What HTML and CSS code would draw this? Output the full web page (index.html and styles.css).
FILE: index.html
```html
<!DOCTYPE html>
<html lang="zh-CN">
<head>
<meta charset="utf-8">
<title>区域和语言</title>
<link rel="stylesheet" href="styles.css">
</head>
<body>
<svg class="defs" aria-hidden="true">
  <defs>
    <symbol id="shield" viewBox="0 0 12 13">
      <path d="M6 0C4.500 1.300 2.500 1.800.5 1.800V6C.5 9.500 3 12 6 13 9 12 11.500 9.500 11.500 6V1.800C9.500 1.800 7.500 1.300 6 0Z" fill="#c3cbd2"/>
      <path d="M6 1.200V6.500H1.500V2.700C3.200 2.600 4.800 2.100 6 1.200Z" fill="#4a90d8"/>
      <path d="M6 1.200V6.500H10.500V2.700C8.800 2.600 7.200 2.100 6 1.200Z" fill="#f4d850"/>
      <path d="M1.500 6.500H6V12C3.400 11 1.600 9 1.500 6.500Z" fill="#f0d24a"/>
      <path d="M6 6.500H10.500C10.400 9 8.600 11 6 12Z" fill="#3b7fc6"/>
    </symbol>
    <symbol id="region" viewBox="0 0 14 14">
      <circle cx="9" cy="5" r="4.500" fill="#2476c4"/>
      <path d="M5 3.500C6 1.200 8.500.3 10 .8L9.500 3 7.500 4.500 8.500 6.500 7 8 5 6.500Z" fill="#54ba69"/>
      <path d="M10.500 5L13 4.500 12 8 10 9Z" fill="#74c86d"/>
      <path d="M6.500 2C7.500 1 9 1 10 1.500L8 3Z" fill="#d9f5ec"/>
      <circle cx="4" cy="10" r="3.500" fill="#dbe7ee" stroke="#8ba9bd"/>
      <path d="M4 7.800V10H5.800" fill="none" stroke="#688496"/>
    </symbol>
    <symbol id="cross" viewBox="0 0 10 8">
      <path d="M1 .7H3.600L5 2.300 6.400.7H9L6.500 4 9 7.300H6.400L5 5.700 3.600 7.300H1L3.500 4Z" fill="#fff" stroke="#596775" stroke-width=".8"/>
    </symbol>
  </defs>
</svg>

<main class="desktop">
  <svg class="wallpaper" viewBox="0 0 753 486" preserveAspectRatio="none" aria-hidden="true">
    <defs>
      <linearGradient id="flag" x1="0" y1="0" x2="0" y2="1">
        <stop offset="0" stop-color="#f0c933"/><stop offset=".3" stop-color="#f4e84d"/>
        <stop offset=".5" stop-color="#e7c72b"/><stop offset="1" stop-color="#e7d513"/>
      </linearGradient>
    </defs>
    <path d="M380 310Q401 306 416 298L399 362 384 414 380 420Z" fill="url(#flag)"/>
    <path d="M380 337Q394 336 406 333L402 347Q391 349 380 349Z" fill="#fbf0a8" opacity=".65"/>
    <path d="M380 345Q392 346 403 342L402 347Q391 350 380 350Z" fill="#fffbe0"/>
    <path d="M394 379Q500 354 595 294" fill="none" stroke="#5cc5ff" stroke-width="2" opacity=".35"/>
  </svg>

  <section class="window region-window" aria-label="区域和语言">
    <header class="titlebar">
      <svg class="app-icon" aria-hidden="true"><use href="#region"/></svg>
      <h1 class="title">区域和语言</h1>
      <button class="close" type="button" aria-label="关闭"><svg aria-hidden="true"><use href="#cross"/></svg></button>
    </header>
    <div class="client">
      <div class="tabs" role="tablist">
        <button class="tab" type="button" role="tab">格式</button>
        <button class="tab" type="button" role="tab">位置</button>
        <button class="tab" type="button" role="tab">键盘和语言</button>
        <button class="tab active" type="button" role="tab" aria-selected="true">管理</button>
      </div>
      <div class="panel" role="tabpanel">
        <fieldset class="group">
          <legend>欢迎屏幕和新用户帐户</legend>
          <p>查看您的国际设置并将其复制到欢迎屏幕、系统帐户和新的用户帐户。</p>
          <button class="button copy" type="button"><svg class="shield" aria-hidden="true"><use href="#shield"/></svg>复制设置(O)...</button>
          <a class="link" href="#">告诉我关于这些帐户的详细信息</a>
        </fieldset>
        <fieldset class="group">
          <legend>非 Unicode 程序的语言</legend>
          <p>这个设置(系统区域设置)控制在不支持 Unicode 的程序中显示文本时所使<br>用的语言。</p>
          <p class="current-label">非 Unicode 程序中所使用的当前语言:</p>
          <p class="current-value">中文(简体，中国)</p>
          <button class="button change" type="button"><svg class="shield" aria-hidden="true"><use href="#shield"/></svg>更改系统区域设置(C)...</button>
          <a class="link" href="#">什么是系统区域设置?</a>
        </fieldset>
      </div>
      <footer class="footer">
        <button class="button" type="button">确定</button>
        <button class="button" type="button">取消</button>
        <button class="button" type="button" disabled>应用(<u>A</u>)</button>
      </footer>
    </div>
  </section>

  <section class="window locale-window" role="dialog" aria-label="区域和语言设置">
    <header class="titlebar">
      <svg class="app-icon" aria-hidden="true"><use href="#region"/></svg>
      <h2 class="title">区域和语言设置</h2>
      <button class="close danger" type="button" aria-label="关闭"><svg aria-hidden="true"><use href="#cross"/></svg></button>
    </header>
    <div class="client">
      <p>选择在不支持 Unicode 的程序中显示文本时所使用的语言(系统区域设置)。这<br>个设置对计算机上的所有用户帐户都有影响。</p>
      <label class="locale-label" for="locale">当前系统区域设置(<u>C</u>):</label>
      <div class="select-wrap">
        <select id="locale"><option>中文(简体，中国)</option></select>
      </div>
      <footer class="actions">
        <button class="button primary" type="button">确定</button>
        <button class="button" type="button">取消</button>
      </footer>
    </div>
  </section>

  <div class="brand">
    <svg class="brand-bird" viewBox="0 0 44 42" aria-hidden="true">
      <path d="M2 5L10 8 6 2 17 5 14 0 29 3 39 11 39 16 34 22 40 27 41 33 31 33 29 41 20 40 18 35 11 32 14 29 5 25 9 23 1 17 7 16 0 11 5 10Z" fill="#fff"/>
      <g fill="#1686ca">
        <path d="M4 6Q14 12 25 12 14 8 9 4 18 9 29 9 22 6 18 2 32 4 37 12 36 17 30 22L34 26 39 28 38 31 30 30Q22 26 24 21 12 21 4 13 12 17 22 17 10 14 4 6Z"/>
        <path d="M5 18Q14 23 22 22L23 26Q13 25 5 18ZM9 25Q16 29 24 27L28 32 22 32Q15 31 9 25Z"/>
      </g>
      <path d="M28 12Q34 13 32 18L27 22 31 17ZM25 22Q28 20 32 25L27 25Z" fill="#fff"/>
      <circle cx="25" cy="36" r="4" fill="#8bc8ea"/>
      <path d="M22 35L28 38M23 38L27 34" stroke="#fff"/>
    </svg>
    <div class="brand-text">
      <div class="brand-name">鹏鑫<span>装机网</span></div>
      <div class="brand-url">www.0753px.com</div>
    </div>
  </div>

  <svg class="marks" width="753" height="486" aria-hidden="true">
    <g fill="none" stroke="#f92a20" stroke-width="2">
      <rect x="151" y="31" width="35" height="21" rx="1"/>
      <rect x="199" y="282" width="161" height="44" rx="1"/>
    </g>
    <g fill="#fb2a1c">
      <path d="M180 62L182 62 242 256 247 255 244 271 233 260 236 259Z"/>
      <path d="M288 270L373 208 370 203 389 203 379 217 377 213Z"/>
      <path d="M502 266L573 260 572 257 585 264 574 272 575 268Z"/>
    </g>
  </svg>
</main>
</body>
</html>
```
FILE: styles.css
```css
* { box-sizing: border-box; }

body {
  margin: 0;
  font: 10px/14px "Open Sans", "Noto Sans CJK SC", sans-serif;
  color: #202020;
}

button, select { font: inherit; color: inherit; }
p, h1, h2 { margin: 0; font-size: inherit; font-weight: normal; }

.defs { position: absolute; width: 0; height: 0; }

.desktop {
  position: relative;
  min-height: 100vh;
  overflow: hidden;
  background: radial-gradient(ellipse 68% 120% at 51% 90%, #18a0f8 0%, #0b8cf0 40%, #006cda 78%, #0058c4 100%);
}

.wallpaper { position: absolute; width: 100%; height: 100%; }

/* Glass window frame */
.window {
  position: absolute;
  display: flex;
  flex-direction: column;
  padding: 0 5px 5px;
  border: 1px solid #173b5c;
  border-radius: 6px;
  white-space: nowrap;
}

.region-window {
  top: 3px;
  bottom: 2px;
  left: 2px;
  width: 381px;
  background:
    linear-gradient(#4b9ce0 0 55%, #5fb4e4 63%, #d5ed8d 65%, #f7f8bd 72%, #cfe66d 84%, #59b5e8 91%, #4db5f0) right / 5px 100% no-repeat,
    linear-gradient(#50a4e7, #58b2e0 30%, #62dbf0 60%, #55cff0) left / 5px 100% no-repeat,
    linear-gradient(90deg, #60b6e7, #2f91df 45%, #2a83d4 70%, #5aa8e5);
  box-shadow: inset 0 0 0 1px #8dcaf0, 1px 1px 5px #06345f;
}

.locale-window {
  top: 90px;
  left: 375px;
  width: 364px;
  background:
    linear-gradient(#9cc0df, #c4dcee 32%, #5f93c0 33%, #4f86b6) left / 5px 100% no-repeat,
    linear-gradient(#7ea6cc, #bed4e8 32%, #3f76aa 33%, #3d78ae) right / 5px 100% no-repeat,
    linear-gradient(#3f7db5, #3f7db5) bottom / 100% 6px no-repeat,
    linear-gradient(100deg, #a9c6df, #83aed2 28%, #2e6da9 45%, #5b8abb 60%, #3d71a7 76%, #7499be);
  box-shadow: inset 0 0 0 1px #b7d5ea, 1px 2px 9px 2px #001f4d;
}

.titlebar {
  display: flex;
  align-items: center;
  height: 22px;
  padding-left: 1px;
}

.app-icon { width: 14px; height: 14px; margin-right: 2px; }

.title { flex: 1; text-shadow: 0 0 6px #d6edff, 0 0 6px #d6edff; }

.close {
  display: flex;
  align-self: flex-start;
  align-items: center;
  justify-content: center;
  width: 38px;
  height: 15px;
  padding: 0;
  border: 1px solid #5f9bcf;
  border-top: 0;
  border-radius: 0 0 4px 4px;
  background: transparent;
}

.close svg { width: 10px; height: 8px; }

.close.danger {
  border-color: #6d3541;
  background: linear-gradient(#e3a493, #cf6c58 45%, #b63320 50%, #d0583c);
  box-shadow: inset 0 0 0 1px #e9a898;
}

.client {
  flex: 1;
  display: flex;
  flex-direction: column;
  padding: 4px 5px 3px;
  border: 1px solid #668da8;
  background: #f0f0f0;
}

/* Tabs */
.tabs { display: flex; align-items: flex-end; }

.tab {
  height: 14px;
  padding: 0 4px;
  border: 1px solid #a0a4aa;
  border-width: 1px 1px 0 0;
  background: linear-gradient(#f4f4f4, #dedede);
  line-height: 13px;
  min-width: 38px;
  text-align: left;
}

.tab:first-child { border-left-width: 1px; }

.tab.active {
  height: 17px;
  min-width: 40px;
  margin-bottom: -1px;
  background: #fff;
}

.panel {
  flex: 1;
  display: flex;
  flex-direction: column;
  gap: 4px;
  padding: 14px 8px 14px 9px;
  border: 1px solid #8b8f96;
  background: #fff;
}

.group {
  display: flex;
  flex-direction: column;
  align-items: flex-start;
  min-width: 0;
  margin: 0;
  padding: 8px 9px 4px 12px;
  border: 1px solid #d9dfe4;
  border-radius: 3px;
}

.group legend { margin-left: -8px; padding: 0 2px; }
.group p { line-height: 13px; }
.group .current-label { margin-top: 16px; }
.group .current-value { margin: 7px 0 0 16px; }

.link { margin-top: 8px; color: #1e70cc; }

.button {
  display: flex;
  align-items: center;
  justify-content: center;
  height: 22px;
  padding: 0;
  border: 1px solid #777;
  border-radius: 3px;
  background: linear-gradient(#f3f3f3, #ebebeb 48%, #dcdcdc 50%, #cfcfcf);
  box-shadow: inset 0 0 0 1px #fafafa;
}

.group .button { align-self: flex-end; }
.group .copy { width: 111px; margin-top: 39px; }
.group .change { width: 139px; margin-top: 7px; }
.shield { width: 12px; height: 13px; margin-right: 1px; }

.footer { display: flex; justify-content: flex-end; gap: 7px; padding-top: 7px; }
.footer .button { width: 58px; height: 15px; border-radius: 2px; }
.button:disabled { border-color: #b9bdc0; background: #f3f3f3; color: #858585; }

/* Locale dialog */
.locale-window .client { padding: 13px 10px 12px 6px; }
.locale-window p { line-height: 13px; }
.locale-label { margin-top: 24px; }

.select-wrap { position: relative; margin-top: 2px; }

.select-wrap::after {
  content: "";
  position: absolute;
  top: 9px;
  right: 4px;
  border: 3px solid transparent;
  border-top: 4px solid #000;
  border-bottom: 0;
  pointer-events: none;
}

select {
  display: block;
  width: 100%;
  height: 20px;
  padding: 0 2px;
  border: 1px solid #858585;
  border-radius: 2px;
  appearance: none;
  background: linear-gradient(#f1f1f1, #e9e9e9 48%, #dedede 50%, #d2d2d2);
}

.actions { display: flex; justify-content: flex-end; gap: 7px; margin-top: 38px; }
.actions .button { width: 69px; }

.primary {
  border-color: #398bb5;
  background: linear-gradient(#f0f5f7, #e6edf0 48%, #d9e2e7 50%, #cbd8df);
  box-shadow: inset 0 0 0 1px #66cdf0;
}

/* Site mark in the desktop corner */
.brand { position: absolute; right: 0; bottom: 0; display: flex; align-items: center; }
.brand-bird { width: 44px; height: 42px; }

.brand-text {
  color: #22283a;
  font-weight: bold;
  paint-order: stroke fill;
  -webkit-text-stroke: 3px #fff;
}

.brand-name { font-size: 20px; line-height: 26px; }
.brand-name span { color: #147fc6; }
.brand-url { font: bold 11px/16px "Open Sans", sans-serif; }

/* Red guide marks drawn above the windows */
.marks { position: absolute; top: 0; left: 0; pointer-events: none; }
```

...

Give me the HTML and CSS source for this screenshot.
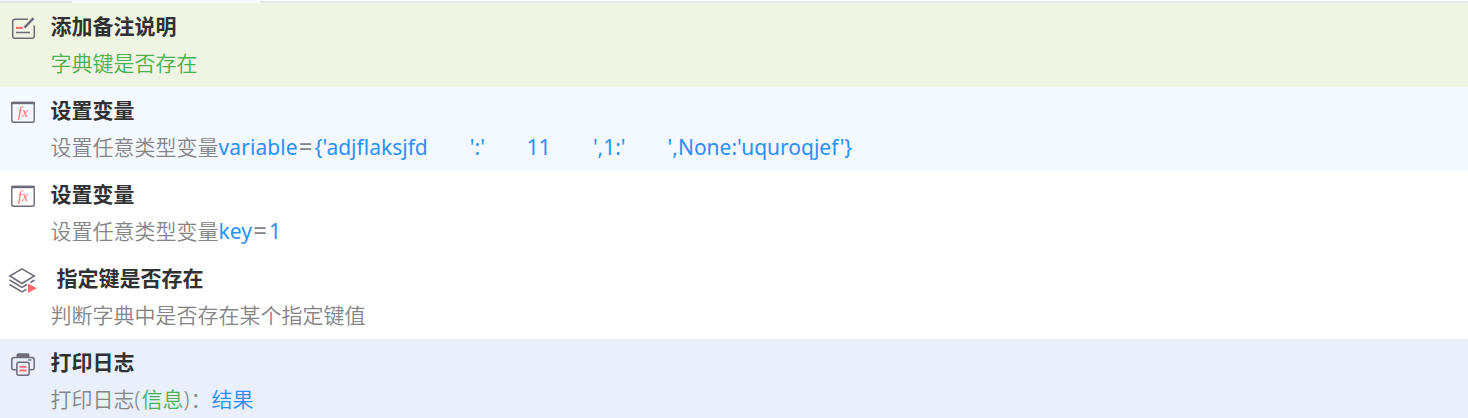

## Work instructions
In the entries above, identify every line with the word "index". Copy those lines.

## Output for this task
What HTML and CSS code would draw this? Output the full web page (index.html and styles.css).
FILE: index.html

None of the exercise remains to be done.